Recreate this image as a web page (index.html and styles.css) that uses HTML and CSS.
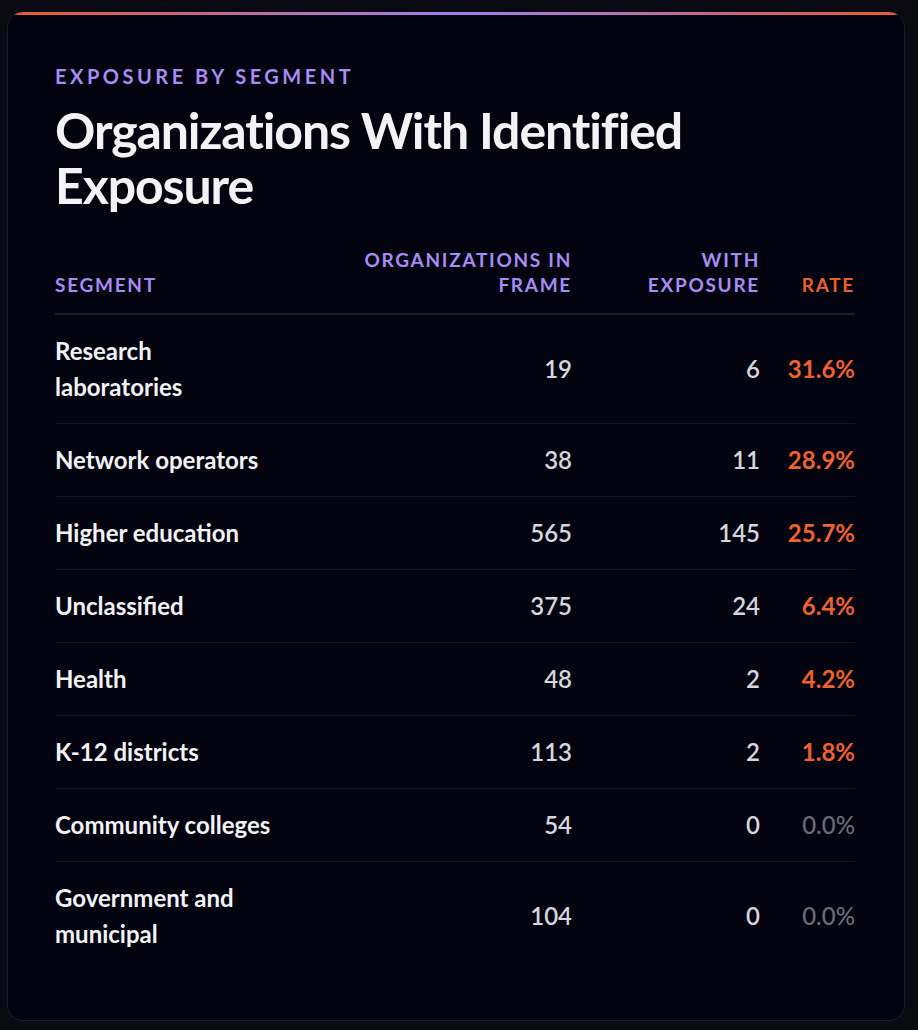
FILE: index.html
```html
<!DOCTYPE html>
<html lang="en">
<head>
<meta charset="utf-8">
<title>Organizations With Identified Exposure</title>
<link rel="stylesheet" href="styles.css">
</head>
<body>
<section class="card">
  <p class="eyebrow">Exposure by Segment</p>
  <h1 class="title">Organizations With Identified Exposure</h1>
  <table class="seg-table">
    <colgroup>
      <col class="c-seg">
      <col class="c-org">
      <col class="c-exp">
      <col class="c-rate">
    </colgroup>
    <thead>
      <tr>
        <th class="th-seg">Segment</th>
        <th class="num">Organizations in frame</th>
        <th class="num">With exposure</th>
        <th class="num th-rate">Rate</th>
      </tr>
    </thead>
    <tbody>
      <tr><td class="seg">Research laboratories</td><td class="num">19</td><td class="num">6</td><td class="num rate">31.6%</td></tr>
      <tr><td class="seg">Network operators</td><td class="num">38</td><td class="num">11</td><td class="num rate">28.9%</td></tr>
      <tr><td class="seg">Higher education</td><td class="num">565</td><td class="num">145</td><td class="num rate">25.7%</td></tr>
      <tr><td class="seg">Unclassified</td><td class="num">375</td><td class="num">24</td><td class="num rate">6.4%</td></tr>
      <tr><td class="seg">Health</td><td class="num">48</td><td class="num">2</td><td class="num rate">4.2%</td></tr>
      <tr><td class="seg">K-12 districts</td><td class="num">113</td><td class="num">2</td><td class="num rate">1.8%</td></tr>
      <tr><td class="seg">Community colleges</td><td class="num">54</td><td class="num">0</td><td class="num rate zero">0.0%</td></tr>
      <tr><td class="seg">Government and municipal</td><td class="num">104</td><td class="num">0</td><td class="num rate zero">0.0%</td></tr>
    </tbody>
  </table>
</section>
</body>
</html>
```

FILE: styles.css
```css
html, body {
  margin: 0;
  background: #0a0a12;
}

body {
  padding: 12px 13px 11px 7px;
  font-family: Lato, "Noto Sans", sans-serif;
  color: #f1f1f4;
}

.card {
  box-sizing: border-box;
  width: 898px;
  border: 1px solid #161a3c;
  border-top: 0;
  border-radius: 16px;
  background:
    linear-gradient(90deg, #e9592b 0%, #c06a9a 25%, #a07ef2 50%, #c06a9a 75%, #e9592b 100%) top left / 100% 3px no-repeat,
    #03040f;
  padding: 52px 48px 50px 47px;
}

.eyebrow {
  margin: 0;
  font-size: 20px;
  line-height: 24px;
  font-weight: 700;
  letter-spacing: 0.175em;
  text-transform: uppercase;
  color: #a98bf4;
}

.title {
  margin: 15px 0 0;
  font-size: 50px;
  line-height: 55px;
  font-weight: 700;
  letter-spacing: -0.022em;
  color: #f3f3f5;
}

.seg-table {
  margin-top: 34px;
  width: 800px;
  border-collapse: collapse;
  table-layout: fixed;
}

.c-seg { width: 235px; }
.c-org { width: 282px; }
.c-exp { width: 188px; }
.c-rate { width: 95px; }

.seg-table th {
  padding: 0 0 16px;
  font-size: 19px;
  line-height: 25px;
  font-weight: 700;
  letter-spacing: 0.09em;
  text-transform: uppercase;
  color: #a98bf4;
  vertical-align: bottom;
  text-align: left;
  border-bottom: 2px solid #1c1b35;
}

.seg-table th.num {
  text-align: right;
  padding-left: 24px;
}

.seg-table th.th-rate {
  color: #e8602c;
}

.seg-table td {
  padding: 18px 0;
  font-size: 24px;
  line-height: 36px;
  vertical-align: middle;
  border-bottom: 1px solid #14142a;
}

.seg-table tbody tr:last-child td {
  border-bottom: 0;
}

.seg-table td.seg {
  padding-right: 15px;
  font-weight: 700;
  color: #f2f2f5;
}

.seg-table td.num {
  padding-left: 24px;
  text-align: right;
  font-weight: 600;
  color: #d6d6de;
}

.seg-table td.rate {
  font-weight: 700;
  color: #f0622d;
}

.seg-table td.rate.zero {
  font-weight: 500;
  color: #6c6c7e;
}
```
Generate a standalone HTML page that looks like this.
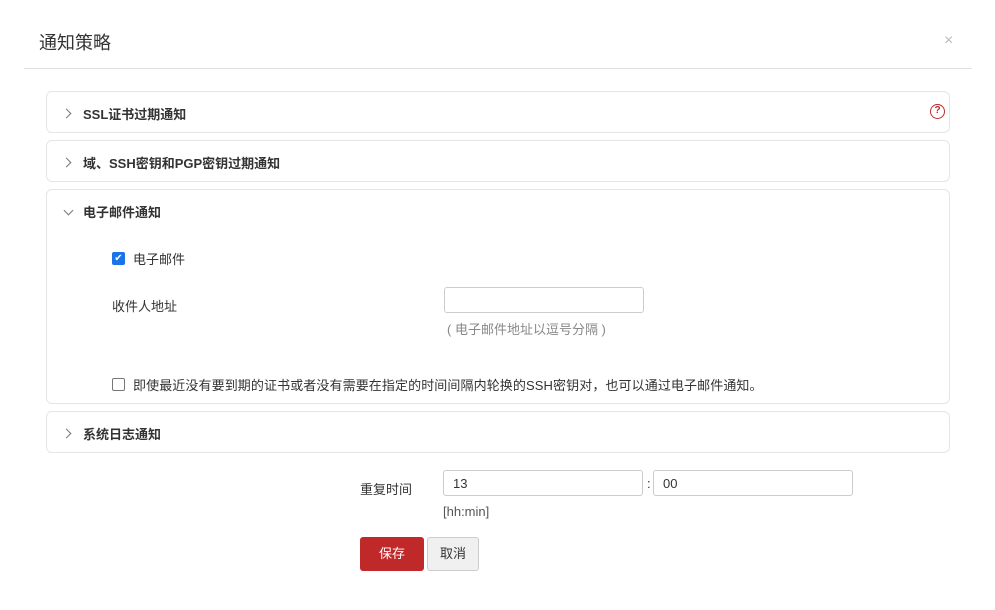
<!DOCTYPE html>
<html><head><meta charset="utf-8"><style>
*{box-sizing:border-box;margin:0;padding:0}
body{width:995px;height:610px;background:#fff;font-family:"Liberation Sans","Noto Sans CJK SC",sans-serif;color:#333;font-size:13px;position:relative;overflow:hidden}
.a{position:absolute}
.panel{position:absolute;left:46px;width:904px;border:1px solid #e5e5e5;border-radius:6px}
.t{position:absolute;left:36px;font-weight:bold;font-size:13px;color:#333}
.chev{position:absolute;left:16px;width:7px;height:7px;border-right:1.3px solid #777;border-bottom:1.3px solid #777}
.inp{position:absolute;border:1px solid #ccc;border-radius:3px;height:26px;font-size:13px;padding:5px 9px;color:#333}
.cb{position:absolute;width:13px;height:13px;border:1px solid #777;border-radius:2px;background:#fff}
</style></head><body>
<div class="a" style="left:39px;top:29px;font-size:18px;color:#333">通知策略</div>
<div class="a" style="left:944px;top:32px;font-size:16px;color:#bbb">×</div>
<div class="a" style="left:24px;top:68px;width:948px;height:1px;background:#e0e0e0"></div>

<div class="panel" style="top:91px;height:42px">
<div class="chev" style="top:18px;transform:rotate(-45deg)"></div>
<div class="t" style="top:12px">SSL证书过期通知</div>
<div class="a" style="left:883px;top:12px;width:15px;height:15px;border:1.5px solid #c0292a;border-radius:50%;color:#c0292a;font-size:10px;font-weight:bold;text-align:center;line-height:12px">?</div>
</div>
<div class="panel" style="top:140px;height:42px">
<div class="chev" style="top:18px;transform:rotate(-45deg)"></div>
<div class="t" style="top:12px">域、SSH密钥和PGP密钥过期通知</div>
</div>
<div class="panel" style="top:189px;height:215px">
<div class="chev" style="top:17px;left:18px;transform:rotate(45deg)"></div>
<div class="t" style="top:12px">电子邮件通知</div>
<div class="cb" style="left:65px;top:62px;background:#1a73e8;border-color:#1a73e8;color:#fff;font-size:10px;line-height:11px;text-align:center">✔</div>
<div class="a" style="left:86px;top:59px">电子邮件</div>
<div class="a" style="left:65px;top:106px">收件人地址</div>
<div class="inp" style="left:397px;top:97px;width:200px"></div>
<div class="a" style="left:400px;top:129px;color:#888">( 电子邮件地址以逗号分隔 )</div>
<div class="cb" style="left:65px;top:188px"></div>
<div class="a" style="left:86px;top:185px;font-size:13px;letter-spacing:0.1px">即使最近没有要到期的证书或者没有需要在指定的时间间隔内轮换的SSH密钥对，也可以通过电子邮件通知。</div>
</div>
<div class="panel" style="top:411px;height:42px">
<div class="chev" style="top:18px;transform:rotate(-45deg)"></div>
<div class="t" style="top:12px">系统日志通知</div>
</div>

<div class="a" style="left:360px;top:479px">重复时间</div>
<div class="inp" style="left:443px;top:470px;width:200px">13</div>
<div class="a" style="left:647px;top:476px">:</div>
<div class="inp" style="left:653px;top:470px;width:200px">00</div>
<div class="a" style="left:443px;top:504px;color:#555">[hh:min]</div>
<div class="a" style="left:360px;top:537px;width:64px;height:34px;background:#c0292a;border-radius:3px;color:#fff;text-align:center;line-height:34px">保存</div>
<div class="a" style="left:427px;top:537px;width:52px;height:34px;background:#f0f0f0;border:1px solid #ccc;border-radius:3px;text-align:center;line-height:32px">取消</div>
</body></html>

_ _ _ _ _

▶ **Objective**:
From the entries above, extract each line containing "page".

▶ **The solution**:
Recreate this image as a web page (index.html and styles.css) that uses HTML and CSS.
Generate a standalone HTML page that looks like this.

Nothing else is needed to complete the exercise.